Write out the listing below again, precisely as it is given.

- Data block:
****************************************
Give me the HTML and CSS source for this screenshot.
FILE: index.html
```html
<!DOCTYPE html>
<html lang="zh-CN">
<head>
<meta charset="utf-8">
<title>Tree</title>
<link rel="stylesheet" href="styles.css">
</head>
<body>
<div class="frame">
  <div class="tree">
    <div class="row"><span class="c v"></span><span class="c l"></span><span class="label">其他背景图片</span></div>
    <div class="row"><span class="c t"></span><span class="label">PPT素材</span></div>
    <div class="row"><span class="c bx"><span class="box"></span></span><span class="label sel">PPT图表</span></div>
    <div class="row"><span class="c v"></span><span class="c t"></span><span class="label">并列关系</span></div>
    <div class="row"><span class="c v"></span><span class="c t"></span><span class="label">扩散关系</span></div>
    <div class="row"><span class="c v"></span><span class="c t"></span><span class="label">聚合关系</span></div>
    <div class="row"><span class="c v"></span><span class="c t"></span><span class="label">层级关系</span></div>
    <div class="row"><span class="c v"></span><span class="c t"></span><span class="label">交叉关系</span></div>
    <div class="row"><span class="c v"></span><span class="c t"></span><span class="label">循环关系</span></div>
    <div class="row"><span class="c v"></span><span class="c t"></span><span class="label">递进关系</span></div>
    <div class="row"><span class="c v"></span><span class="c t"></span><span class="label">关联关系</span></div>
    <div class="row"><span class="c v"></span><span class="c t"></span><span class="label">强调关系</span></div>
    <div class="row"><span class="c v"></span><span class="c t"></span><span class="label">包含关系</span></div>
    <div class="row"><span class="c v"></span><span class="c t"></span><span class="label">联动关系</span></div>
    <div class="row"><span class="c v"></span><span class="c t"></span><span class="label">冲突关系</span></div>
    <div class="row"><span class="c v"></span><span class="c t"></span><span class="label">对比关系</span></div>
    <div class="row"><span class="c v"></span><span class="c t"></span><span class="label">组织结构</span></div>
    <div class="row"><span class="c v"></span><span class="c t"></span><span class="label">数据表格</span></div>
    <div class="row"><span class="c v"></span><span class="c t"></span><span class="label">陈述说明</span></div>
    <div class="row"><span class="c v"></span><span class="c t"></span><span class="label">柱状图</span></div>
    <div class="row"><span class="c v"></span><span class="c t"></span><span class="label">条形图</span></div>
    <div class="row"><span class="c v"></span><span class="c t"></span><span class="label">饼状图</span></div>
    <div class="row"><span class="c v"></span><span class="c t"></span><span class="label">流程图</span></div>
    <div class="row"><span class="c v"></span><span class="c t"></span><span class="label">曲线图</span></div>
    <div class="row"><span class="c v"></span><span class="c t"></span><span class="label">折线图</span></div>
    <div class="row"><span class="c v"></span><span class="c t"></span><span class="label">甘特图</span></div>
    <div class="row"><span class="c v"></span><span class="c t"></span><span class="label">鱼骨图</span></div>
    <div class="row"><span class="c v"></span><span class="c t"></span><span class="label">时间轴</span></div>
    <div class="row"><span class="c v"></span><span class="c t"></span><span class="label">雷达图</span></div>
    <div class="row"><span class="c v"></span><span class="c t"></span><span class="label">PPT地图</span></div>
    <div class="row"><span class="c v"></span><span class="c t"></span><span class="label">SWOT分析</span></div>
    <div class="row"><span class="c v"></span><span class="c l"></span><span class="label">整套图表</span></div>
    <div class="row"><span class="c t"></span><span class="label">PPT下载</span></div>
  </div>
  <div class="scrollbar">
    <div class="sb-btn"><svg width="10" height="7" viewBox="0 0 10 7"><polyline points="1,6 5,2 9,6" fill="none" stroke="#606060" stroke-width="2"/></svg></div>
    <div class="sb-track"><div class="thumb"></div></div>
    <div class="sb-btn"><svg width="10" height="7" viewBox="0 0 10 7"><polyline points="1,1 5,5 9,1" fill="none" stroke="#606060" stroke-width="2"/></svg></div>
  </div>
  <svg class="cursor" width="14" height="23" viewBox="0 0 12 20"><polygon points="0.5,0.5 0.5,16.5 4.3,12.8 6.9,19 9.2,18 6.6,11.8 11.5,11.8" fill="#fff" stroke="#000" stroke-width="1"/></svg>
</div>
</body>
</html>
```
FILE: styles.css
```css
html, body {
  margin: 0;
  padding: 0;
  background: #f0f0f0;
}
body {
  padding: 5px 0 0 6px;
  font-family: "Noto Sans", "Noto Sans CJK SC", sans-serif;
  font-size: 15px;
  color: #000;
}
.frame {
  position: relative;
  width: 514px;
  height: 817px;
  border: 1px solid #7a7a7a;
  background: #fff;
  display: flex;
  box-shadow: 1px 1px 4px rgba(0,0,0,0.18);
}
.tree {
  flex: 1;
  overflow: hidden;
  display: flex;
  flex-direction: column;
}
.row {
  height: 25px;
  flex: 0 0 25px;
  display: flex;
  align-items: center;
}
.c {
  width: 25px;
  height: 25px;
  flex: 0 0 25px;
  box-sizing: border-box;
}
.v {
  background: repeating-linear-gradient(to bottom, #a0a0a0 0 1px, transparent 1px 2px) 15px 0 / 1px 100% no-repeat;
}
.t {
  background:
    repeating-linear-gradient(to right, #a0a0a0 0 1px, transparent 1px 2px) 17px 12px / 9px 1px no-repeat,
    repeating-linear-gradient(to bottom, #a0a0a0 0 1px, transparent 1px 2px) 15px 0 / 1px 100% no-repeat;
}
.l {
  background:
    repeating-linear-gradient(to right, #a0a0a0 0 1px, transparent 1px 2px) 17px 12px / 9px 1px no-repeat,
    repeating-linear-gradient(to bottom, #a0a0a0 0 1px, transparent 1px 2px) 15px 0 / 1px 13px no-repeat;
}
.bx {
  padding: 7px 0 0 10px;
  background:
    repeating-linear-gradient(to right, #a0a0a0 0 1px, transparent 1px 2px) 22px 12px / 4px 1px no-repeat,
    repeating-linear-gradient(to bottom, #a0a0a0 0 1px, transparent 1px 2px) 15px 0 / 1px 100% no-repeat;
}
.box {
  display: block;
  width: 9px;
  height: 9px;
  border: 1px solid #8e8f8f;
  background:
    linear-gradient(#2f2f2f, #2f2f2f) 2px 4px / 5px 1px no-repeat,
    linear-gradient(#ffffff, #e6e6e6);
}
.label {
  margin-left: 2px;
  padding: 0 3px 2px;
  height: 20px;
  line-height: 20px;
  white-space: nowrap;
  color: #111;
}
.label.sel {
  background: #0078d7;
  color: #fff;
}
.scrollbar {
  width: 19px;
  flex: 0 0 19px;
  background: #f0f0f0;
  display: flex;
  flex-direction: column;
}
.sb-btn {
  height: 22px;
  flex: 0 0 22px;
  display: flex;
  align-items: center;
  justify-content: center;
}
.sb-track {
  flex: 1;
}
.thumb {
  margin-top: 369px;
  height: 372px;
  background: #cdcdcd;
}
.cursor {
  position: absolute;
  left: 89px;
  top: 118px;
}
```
****************************************
- Answer to the problem:
Give me the HTML and CSS source for this screenshot.
FILE: index.html
```html
<!DOCTYPE html>
<html lang="zh-CN">
<head>
<meta charset="utf-8">
<title>Tree</title>
<link rel="stylesheet" href="styles.css">
</head>
<body>
<div class="frame">
  <div class="tree">
    <div class="row"><span class="c v"></span><span class="c l"></span><span class="label">其他背景图片</span></div>
    <div class="row"><span class="c t"></span><span class="label">PPT素材</span></div>
    <div class="row"><span class="c bx"><span class="box"></span></span><span class="label sel">PPT图表</span></div>
    <div class="row"><span class="c v"></span><span class="c t"></span><span class="label">并列关系</span></div>
    <div class="row"><span class="c v"></span><span class="c t"></span><span class="label">扩散关系</span></div>
    <div class="row"><span class="c v"></span><span class="c t"></span><span class="label">聚合关系</span></div>
    <div class="row"><span class="c v"></span><span class="c t"></span><span class="label">层级关系</span></div>
    <div class="row"><span class="c v"></span><span class="c t"></span><span class="label">交叉关系</span></div>
    <div class="row"><span class="c v"></span><span class="c t"></span><span class="label">循环关系</span></div>
    <div class="row"><span class="c v"></span><span class="c t"></span><span class="label">递进关系</span></div>
    <div class="row"><span class="c v"></span><span class="c t"></span><span class="label">关联关系</span></div>
    <div class="row"><span class="c v"></span><span class="c t"></span><span class="label">强调关系</span></div>
    <div class="row"><span class="c v"></span><span class="c t"></span><span class="label">包含关系</span></div>
    <div class="row"><span class="c v"></span><span class="c t"></span><span class="label">联动关系</span></div>
    <div class="row"><span class="c v"></span><span class="c t"></span><span class="label">冲突关系</span></div>
    <div class="row"><span class="c v"></span><span class="c t"></span><span class="label">对比关系</span></div>
    <div class="row"><span class="c v"></span><span class="c t"></span><span class="label">组织结构</span></div>
    <div class="row"><span class="c v"></span><span class="c t"></span><span class="label">数据表格</span></div>
    <div class="row"><span class="c v"></span><span class="c t"></span><span class="label">陈述说明</span></div>
    <div class="row"><span class="c v"></span><span class="c t"></span><span class="label">柱状图</span></div>
    <div class="row"><span class="c v"></span><span class="c t"></span><span class="label">条形图</span></div>
    <div class="row"><span class="c v"></span><span class="c t"></span><span class="label">饼状图</span></div>
    <div class="row"><span class="c v"></span><span class="c t"></span><span class="label">流程图</span></div>
    <div class="row"><span class="c v"></span><span class="c t"></span><span class="label">曲线图</span></div>
    <div class="row"><span class="c v"></span><span class="c t"></span><span class="label">折线图</span></div>
    <div class="row"><span class="c v"></span><span class="c t"></span><span class="label">甘特图</span></div>
    <div class="row"><span class="c v"></span><span class="c t"></span><span class="label">鱼骨图</span></div>
    <div class="row"><span class="c v"></span><span class="c t"></span><span class="label">时间轴</span></div>
    <div class="row"><span class="c v"></span><span class="c t"></span><span class="label">雷达图</span></div>
    <div class="row"><span class="c v"></span><span class="c t"></span><span class="label">PPT地图</span></div>
    <div class="row"><span class="c v"></span><span class="c t"></span><span class="label">SWOT分析</span></div>
    <div class="row"><span class="c v"></span><span class="c l"></span><span class="label">整套图表</span></div>
    <div class="row"><span class="c t"></span><span class="label">PPT下载</span></div>
  </div>
  <div class="scrollbar">
    <div class="sb-btn"><svg width="10" height="7" viewBox="0 0 10 7"><polyline points="1,6 5,2 9,6" fill="none" stroke="#606060" stroke-width="2"/></svg></div>
    <div class="sb-track"><div class="thumb"></div></div>
    <div class="sb-btn"><svg width="10" height="7" viewBox="0 0 10 7"><polyline points="1,1 5,5 9,1" fill="none" stroke="#606060" stroke-width="2"/></svg></div>
  </div>
  <svg class="cursor" width="14" height="23" viewBox="0 0 12 20"><polygon points="0.5,0.5 0.5,16.5 4.3,12.8 6.9,19 9.2,18 6.6,11.8 11.5,11.8" fill="#fff" stroke="#000" stroke-width="1"/></svg>
</div>
</body>
</html>
```
FILE: styles.css
```css
html, body {
  margin: 0;
  padding: 0;
  background: #f0f0f0;
}
body {
  padding: 5px 0 0 6px;
  font-family: "Noto Sans", "Noto Sans CJK SC", sans-serif;
  font-size: 15px;
  color: #000;
}
.frame {
  position: relative;
  width: 514px;
  height: 817px;
  border: 1px solid #7a7a7a;
  background: #fff;
  display: flex;
  box-shadow: 1px 1px 4px rgba(0,0,0,0.18);
}
.tree {
  flex: 1;
  overflow: hidden;
  display: flex;
  flex-direction: column;
}
.row {
  height: 25px;
  flex: 0 0 25px;
  display: flex;
  align-items: center;
}
.c {
  width: 25px;
  height: 25px;
  flex: 0 0 25px;
  box-sizing: border-box;
}
.v {
  background: repeating-linear-gradient(to bottom, #a0a0a0 0 1px, transparent 1px 2px) 15px 0 / 1px 100% no-repeat;
}
.t {
  background:
    repeating-linear-gradient(to right, #a0a0a0 0 1px, transparent 1px 2px) 17px 12px / 9px 1px no-repeat,
    repeating-linear-gradient(to bottom, #a0a0a0 0 1px, transparent 1px 2px) 15px 0 / 1px 100% no-repeat;
}
.l {
  background:
    repeating-linear-gradient(to right, #a0a0a0 0 1px, transparent 1px 2px) 17px 12px / 9px 1px no-repeat,
    repeating-linear-gradient(to bottom, #a0a0a0 0 1px, transparent 1px 2px) 15px 0 / 1px 13px no-repeat;
}
.bx {
  padding: 7px 0 0 10px;
  background:
    repeating-linear-gradient(to right, #a0a0a0 0 1px, transparent 1px 2px) 22px 12px / 4px 1px no-repeat,
    repeating-linear-gradient(to bottom, #a0a0a0 0 1px, transparent 1px 2px) 15px 0 / 1px 100% no-repeat;
}
.box {
  display: block;
  width: 9px;
  height: 9px;
  border: 1px solid #8e8f8f;
  background:
    linear-gradient(#2f2f2f, #2f2f2f) 2px 4px / 5px 1px no-repeat,
    linear-gradient(#ffffff, #e6e6e6);
}
.label {
  margin-left: 2px;
  padding: 0 3px 2px;
  height: 20px;
  line-height: 20px;
  white-space: nowrap;
  color: #111;
}
.label.sel {
  background: #0078d7;
  color: #fff;
}
.scrollbar {
  width: 19px;
  flex: 0 0 19px;
  background: #f0f0f0;
  display: flex;
  flex-direction: column;
}
.sb-btn {
  height: 22px;
  flex: 0 0 22px;
  display: flex;
  align-items: center;
  justify-content: center;
}
.sb-track {
  flex: 1;
}
.thumb {
  margin-top: 369px;
  height: 372px;
  background: #cdcdcd;
}
.cursor {
  position: absolute;
  left: 89px;
  top: 118px;
}
```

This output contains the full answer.